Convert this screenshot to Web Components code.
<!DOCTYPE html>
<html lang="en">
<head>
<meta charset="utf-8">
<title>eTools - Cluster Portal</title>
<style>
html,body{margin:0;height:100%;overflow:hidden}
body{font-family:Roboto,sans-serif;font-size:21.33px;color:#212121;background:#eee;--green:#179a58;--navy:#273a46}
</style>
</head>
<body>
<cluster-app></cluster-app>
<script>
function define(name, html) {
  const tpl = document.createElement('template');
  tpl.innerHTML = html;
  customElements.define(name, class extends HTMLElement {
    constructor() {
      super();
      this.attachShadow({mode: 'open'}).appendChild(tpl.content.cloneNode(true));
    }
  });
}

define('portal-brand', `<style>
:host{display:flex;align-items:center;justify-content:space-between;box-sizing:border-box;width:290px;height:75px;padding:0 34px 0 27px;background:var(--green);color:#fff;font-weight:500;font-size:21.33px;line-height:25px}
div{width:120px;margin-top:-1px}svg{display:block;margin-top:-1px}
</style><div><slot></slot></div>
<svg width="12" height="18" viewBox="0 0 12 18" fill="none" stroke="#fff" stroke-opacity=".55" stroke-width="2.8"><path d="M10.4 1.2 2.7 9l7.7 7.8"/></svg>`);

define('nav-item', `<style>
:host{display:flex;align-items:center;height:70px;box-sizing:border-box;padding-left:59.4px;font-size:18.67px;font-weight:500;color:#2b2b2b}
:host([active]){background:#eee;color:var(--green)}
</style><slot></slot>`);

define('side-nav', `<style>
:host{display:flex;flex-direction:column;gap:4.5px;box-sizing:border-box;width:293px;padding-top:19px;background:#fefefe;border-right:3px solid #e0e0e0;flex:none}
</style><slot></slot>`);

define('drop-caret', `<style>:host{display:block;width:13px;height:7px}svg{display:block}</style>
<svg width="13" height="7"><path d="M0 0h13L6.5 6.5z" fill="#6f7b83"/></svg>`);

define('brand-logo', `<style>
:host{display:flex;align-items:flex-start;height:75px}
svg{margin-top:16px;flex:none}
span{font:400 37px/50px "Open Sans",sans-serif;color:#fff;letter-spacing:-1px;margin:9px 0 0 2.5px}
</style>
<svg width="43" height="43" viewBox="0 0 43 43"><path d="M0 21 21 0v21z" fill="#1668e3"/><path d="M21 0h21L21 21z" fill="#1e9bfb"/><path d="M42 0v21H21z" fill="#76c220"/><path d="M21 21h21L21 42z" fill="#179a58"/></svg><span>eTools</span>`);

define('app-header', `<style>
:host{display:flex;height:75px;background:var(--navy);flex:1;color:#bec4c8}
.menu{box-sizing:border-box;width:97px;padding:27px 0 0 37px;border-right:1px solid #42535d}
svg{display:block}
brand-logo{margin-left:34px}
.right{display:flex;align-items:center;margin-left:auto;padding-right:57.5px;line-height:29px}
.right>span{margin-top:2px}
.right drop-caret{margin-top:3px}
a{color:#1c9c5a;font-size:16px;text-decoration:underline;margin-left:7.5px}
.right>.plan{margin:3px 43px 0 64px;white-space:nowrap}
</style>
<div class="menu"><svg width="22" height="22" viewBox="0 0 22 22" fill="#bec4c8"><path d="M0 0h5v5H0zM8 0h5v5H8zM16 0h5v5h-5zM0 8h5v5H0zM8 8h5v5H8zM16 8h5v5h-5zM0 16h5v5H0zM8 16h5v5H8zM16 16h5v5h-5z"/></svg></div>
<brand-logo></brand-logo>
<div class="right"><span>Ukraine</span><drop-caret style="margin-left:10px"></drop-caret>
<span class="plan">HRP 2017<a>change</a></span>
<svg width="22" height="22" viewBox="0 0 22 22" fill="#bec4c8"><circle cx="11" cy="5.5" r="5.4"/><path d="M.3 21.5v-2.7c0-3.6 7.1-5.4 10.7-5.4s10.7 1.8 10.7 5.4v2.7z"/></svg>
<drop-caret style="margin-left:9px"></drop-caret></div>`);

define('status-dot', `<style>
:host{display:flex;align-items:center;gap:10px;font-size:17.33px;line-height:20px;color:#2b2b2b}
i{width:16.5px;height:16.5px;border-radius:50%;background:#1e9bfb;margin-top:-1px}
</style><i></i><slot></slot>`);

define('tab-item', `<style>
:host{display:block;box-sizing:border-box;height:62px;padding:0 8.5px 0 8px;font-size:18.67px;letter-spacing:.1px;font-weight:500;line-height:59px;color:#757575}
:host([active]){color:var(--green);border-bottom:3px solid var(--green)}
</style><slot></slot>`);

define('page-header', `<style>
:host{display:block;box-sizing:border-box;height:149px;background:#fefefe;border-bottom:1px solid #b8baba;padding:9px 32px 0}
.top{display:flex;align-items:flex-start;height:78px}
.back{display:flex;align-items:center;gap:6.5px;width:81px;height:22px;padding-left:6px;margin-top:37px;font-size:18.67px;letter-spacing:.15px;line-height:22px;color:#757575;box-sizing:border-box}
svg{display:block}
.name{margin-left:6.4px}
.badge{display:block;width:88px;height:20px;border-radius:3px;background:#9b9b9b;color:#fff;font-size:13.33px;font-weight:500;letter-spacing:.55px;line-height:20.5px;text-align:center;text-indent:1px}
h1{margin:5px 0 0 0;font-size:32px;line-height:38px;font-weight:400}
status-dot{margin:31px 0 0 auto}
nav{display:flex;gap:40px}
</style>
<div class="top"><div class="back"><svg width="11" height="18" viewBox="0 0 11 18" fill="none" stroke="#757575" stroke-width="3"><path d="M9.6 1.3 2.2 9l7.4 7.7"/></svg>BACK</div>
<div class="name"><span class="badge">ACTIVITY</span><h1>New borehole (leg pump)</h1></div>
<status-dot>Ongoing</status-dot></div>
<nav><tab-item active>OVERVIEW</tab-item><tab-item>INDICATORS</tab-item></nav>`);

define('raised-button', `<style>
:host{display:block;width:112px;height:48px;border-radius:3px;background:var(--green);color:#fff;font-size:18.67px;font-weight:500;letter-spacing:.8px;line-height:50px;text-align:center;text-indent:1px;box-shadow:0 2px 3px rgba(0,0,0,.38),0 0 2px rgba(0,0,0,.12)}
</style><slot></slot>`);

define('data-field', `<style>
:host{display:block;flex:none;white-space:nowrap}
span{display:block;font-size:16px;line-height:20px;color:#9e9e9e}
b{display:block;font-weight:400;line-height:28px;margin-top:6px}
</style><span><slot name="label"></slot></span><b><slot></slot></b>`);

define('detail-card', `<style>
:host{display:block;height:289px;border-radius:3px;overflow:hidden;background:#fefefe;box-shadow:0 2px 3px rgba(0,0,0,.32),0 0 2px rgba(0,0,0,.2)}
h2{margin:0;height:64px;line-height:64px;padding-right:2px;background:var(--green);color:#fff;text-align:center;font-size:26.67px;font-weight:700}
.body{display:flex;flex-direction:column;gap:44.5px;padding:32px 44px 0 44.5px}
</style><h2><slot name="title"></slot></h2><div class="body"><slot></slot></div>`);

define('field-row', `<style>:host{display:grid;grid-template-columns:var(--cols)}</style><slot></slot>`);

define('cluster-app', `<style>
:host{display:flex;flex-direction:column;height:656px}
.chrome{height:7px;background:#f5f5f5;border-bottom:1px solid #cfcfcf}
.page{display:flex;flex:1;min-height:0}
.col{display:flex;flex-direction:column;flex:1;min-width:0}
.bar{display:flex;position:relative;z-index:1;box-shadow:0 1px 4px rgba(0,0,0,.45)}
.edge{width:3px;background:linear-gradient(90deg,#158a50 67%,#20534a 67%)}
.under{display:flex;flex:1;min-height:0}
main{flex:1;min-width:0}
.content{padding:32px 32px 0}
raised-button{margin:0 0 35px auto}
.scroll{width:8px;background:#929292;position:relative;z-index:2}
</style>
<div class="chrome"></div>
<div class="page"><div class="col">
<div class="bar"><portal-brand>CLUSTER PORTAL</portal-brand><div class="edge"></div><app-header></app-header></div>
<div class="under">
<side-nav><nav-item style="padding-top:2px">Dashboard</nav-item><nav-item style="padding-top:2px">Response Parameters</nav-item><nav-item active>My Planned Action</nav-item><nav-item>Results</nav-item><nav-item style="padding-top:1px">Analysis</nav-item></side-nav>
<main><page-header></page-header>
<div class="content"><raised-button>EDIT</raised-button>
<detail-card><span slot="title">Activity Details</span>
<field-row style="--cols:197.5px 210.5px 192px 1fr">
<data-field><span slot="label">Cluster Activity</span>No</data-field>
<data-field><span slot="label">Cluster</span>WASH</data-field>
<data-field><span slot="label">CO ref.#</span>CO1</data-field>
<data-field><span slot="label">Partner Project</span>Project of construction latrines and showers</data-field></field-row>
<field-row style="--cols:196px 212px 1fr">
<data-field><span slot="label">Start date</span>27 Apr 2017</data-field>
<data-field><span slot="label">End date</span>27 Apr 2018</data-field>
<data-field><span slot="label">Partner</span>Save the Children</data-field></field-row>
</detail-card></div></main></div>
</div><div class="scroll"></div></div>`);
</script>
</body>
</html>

-------

» Task brief
Go through the material above and count the lines that contain "this"; answer with the number alone.

» Output
2